The following day, faculty members and friends of the Whiting School of Engineering gathered for a previously scheduled ceremony during which the building was renamed Hackerman Hall, in honor of university benefactor Willard Hackerman. Nick Jones, the Benjamin T. Rome Dean of the Whiting School, asked the attendees to observe a moment of silence to pay tribute to Jelinek, saying that he was “a respected colleague and will be greatly missed.”
“I think that this afternoon, as we consider the significance of this building and what it means to our community, it is important to note that a scholar of Fred’s distinction resided here,” Jones said. “It is a testament to what this building is about that a world-renowned researcher such as Fred thrived, mentored, taught and created knowledge here.”
Speaking later with The Gazette, another Johns Hopkins colleague, Jason Eisner, recalled Jelinek as lively, witty, cultured and intellectually curious. “He was a real straight shooter—no politics, no varnish—and a man of his word,” Eisner, an associate professor of computer science, said. “He was known for his strong personality, yet he was always ready to acknowledge counterarguments or concede points, and he was generous in his praise.”
Jelinek was born near Prague in what is now the Czech Republic. In 2001, when he accepted an honorary doctorate from Charles University in Prague, Jelinek recalled his difficult childhood.
“When I completed second grade,” he told the audience, “a Nazi edict prevented us Jews from further school attendance.
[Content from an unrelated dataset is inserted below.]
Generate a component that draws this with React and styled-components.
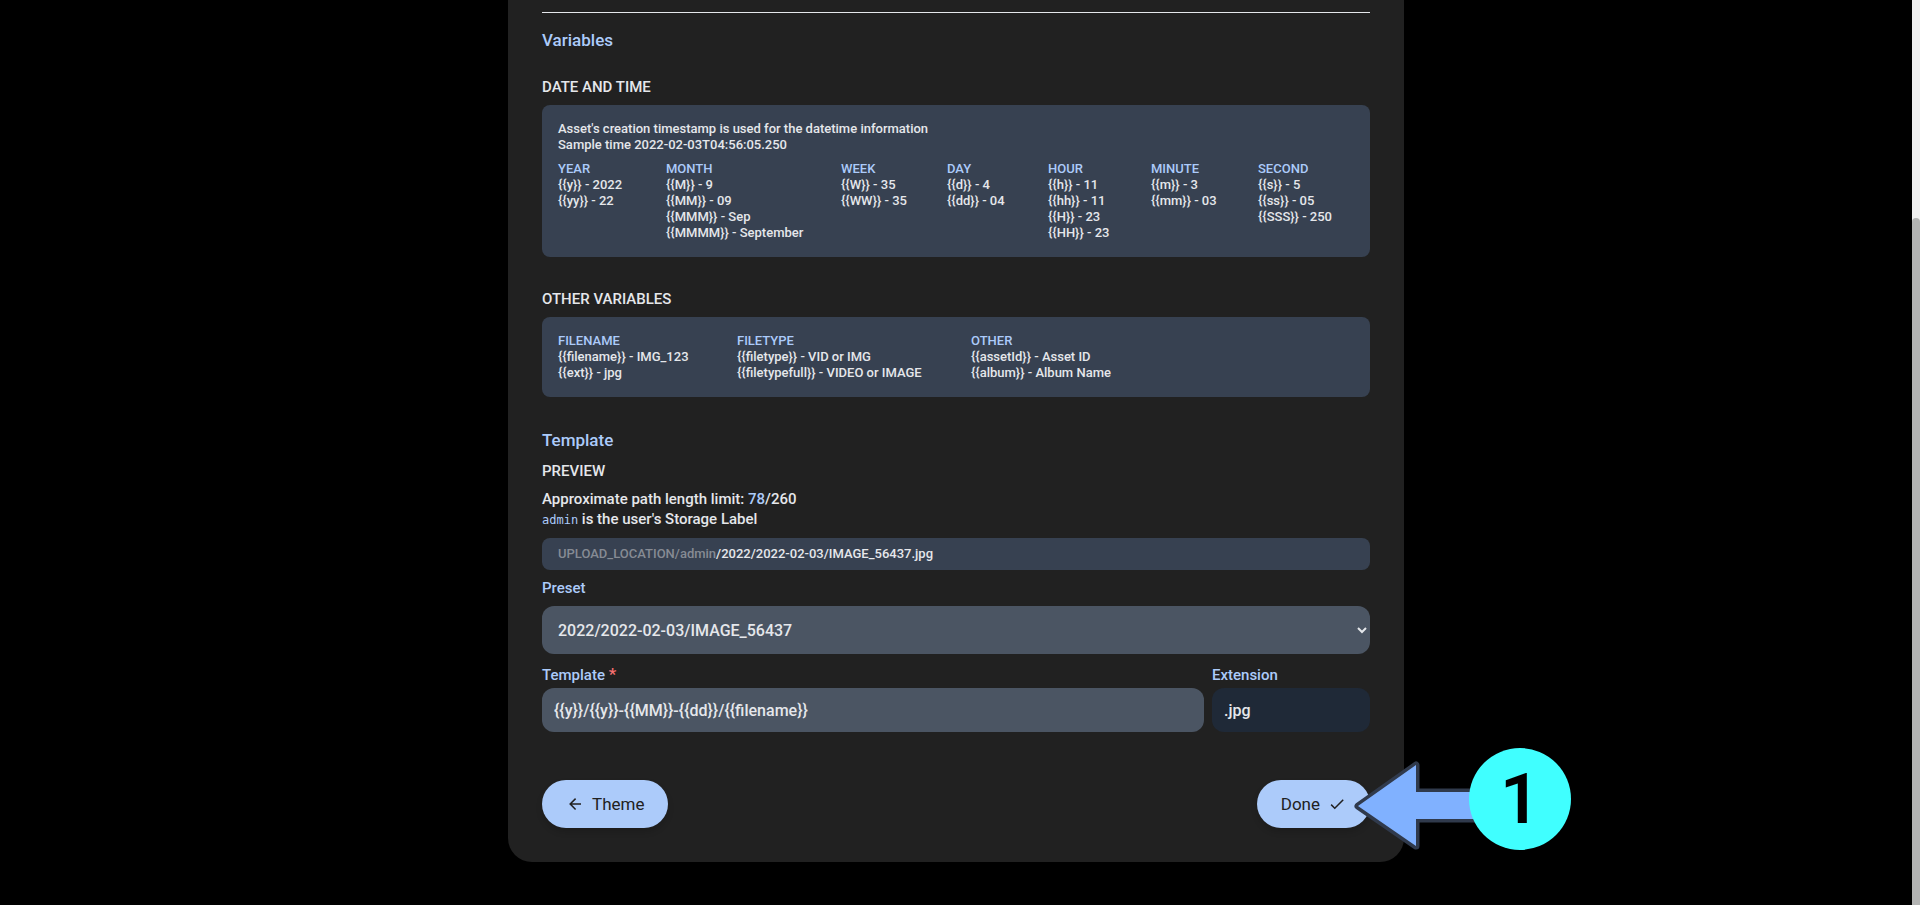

We were taught the subjects of the third and fourth [grades] privately in small, constantly changing groups. My classmates as well as my teachers were being progressively sent to various concentration camps. … Beginning with the summer of ’42, all instruction was forbidden.”
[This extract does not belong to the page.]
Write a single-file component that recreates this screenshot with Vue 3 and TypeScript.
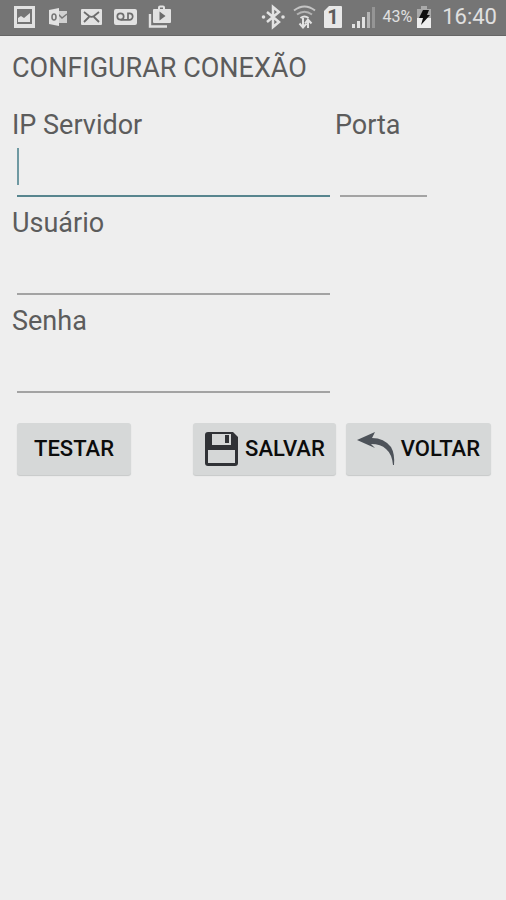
<script setup lang="ts">
import { ref } from 'vue'

const server = ref('')
const port = ref('')
const user = ref('')
const password = ref('')
</script>

<template>
  <div class="screen">
    <header class="status">
      <div class="group notices">
        <svg width="22" height="24" viewBox="0 0 22 24" aria-hidden="true">
          <path fill="#e2e2e2" fill-rule="evenodd" d="M0 1h21v22H0zM3 4v15h15V4z" />
          <path fill="#e2e2e2" d="M4 17v-4l3-2 3 2 6-5v9z" />
        </svg>
        <svg width="22" height="24" viewBox="0 0 22 24" aria-hidden="true">
          <path fill="#d0d0d0" d="M10 6h10v12H10z" />
          <path fill="none" stroke="#777" stroke-width="1.5" d="M11 9l4 4 5-4" />
          <path fill="#e2e2e2" d="M2 5l10-2v18L2 19z" />
          <ellipse cx="7" cy="12" rx="2" ry="3" fill="none" stroke="#777" stroke-width="1.6" />
        </svg>
        <svg width="22" height="24" viewBox="0 0 22 24" aria-hidden="true">
          <rect x="1" y="4" width="21" height="16" rx="1" fill="#e2e2e2" />
          <path fill="none" stroke="#6c6c6c" stroke-width="1.8" d="M4 7l5 4q2.500 1.800 5 0l5-4M4 17l5-5M19 17l-5-5" />
        </svg>
        <svg width="24" height="24" viewBox="0 0 24 24" aria-hidden="true">
          <rect x="1" y="4" width="23" height="16" rx="2" fill="#e2e2e2" />
          <g fill="none" stroke="#6c6c6c" stroke-width="1.700">
            <circle cx="7.500" cy="11.500" r="3.200" />
            <path d="M7.500 14.800h9M15 8.400h1.500a3.200 3.200 0 0 1 0 6.400H15z" />
          </g>
        </svg>
        <svg width="24" height="24" viewBox="0 0 24 24" aria-hidden="true">
          <path fill="none" stroke="#e2e2e2" stroke-width="2.400" d="M2 9v12.500h17" />
          <path fill="none" stroke="#e2e2e2" stroke-width="2" d="M11 5V2.500Q11 1.500 12 1.500h3q1 0 1 1V5" />
          <rect x="5" y="4" width="18" height="14" rx="1" fill="#e2e2e2" />
          <path fill="#6c6c6c" d="M11.500 6.500v9l6-4.500z" />
        </svg>
      </div>
      <div class="group system">
        <svg width="24" height="24" viewBox="0 0 24 24" aria-hidden="true">
          <path fill="none" stroke="#e2e2e2" stroke-width="2.500" d="M6 7l12 10-6 5V2l6 5L6 17" />
          <circle cx="2.500" cy="12" r="1.800" fill="#e2e2e2" />
          <circle cx="22" cy="12" r="1.800" fill="#e2e2e2" />
        </svg>
        <svg width="24" height="24" viewBox="0 0 24 24" aria-hidden="true">
          <g fill="none" stroke="#c4c4c4" stroke-width="2">
            <path d="M1 5.500q10.500-8 21 0" />
            <path stroke="#b4b4b4" d="M4 9.500q7.500-5.500 15 0" />
            <path stroke="#e2e2e2" d="M7.500 13q4-3 8 0" />
          </g>
          <path fill="none" stroke="#e2e2e2" stroke-width="2" d="M10 13v9M6.500 18.500l3.500 4 3.500-4M15 23v-8M12 18.500l3-4 3.500 4" />
        </svg>
        <svg width="18" height="24" viewBox="0 0 18 24" aria-hidden="true">
          <path fill="#e8e8e8" d="M4 1h12q1 0 1 1v20q0 1-1 1H0q-1 0-1-1V6z" />
          <text class="slot" x="8" y="19" text-anchor="middle">1</text>
        </svg>
        <svg width="24" height="24" viewBox="0 0 24 24" aria-hidden="true">
          <path fill="#e2e2e2" d="M1 19h3v4H1zM6 16h3v7H6zM11 12h3v11h-3z" />
          <path fill="#b4b4b4" d="M16 7h3v16h-3z" />
          <path fill="#959595" d="M21 2h3v21h-3z" />
        </svg>
        <div class="power">
          <span class="percent">43%</span>
          <svg width="16" height="24" viewBox="0 0 16 24" aria-hidden="true">
            <path fill="#a9a9a9" d="M5 1h6v3h4v9H1V4h4z" />
            <path fill="#eee" d="M1 13h14v10H1z" />
            <path fill="#111" d="M7 5h6l-2 5h3L5 20l2-7H3z" />
          </svg>
        </div>
        <time class="clock">16:40</time>
      </div>
    </header>

    <main class="content">
      <h1 class="title">CONFIGURAR CONEXÃO</h1>
      <form class="form" @submit.prevent>
        <div class="field">
          <label for="server">IP Servidor</label>
          <div class="entry active">
            <input id="server" v-model="server" type="text" />
            <span v-if="!server" class="caret"></span>
          </div>
        </div>
        <div class="field port">
          <label for="port">Porta</label>
          <div class="entry"><input id="port" v-model="port" type="text" inputmode="numeric" /></div>
        </div>
        <div class="field first">
          <label for="user">Usuário</label>
          <div class="entry"><input id="user" v-model="user" type="text" /></div>
        </div>
        <div class="field first">
          <label for="password">Senha</label>
          <div class="entry"><input id="password" v-model="password" type="password" /></div>
        </div>
        <div class="actions">
          <button type="button" class="test">TESTAR</button>
          <button type="submit">
            <svg width="36" height="36" viewBox="0 0 36 36" aria-hidden="true">
              <path fill="#303236" d="M4 1h25l5 5v26q0 3-3 3H4q-3 0-3-3V4q0-3 3-3z" />
              <path fill="#d5d7d7" d="M8 3h19v11H8z" />
              <path fill="#303236" d="M21 4h4v8h-4z" />
              <path fill="#d5d7d7" d="M4 19h27v13H4z" />
            </svg>
            <span>SALVAR</span>
          </button>
          <button type="button">
            <svg width="39" height="36" viewBox="0 0 39 36" aria-hidden="true">
              <path fill="#4d5259" d="M0 9L18 1l-3 6q12 0 19 9 4 7 3 18h-1q-1-11-7-16-5-5-15-5l4 4z" />
            </svg>
            <span>VOLTAR</span>
          </button>
        </div>
      </form>
    </main>
  </div>
</template>

<style>
body {
  margin: 0;
  background: #eeeeee;
}
</style>

<style scoped>
.screen {
  min-height: 100vh;
  background: #eeeeee;
  color: #5c5c5c;
  font-family: Roboto, "Liberation Sans", sans-serif;
}
.status {
  box-sizing: border-box;
  height: 36px;
  padding: 0 9px 2px 14px;
  display: flex;
  align-items: center;
  justify-content: space-between;
  background: #757575;
  border-bottom: 1px solid #666666;
  color: #e0e0e0;
}
.group {
  display: flex;
  align-items: center;
}
.notices {
  gap: 11px;
}
.system {
  gap: 8px;
}
svg {
  display: block;
  flex: none;
  overflow: visible;
}
.slot {
  fill: #5c5c5c;
  font-size: 20px;
  font-weight: 700;
}
.power {
  display: flex;
  align-items: center;
  gap: 4px;
  padding-right: 2px;
}
.percent {
  font-size: 16px;
}
.clock {
  font-size: 22px;
}
.content {
  padding: 16px 12px;
}
.title {
  margin: 0 0 24px;
  font-size: 27px;
  line-height: 33px;
  font-weight: 400;
}
.form {
  display: grid;
  grid-template-columns: 67fr 33fr;
  font-size: 27px;
  line-height: 33px;
}
.field {
  display: flex;
  flex-direction: column;
}
.field label {
  align-self: flex-start;
}
.first {
  grid-column: 1;
}
.port .entry {
  width: 60%;
}
.entry {
  box-sizing: border-box;
  position: relative;
  height: 65px;
  padding: 4px 5px 10px;
}
.port .entry {
  padding-right: 3px;
}
.entry input {
  box-sizing: border-box;
  display: block;
  width: 100%;
  height: 51px;
  padding: 0 2px 8px;
  border: 0;
  border-bottom: 2px solid #a3a3a3;
  border-radius: 0;
  outline: 0;
  background: transparent;
  color: #222222;
  font: inherit;
}
.active input {
  border-bottom-color: #57858e;
  caret-color: transparent;
}
.caret {
  position: absolute;
  left: 5px;
  top: 6px;
  width: 2px;
  height: 37px;
  background: #6f99a2;
  pointer-events: none;
}
.actions {
  grid-column: 1 / -1;
  display: flex;
  gap: 10px;
  padding: 20px 3px 0 5px;
}
button {
  height: 52px;
  padding: 0 11px;
  display: flex;
  align-items: center;
  gap: 5px;
  border: 0;
  border-radius: 3px;
  background: #d6d8d8;
  box-shadow: 0 1px 1px #c6c8c8;
  color: #0c0c0c;
  font: 500 22px/26px Roboto, "Liberation Sans", sans-serif;
}
.test {
  padding: 0 17px;
  margin-right: auto;
}
</style>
During the Nazi occupation, Jelinek’s physician father died of typhoid in the Terezin concentration camp. Fearing that the Communist regime would not allow her son to advance his education, Jelinek’s mother emigrated after the war to New York with him and his sister.
Engineering was not Jelinek’s first career choice. “My mother wished for me to become a physician, just like my father,” he said in his 2001 speech. “My parents planned to have me educated in one of England’s famous public schools. To teach me German, they e ngaged a German governess. I myself wanted to be a lawyer, defender of the unjustly accused. But my career is the result of political circumstances, academic possibilities and lucky accidents.”
In New York, Jelinek discovered that an engineering degree could be obtained in four years, while becoming a lawyer would require seven. He also worried that his foreign accent would hamper his success in the courtroom. “So I took up electrical engineering in the Evening Session of the City College of New York, having shown no previous inclination toward that profession,” he said.
Eventually, he succeeded well enough in his studies to gain acceptance to MIT, where he earned his bachelor’s and doctoral degrees in electrical engineering. “Fortunately,” he said, “to electrical engineering there belonged a discipline whose aim was not the construction of physical systems: the theory of information.”
After obtaining his doctorate in 1962, Jelinek joined the faculty of Cornell University, where he continued to study information theory. A decade later, he applied for a summer position at the IBM T.J. Watson Research Center. Soon he was appointed to head the center’s large Continuous Speech Recognition group on a full-time basis.
“Our group completely revolutionized the standard approach to speech recognition,” Jelinek said in his 2001 speech. “This was made easy by the fact that practically none of us was educated in any subject related to speech. Those who contributed most had their doctorates in information theory or physics. Their creativity, determination, originality and courage to risk was what accounted for our success.”
Jelinek’s son, William Jelinek, said his father “was extremely proud of the speech recognition group he led at IBM for 21 years. When he retired from IBM in 1993, he wanted to continue to do research, and Johns Hopkins gave him the opportunity when the school asked him to direct the Center for Language and Speech Processing there.”
At Johns Hopkins, his colleagues said, Jelinek was able to build upon his groundbreaking work at IBM and share it with students and other faculty members. He led highly regarded summer workshops that brought together speech and language processing researchers from industry, government and academia, along with undergraduate and graduate students. “These workshops helped a lot of people get their start in this field and led to many great research collaborations,” said Eisner, the computer science professor.
A funeral service for Jelinek was held Frid ay at Sol Levinson & Bros. in Pikesville, Md. William Jelinik said that the family plans to conduct memorials and remembrances in the coming months in Baltimore, New York and Prague to allow colleagues and friends to celebrate his father’s life.
In addition to his son, of Briarcliff Manor, N.Y., Frederick Jelinek is survived by his wife, Milena Jelinek, a Czech filmmaker who teaches screenwriting at Columbia University; his daughter, Hannah Sarbin, of Larchmont, N.Y.; his sister, Susan Abramowitz, of Montreal, Canada; his half-sister, Jirina Hlavac, of Zurich; and grandchildren Alex Sarbin, Sophie Jelinek and Benjamin Jelinek.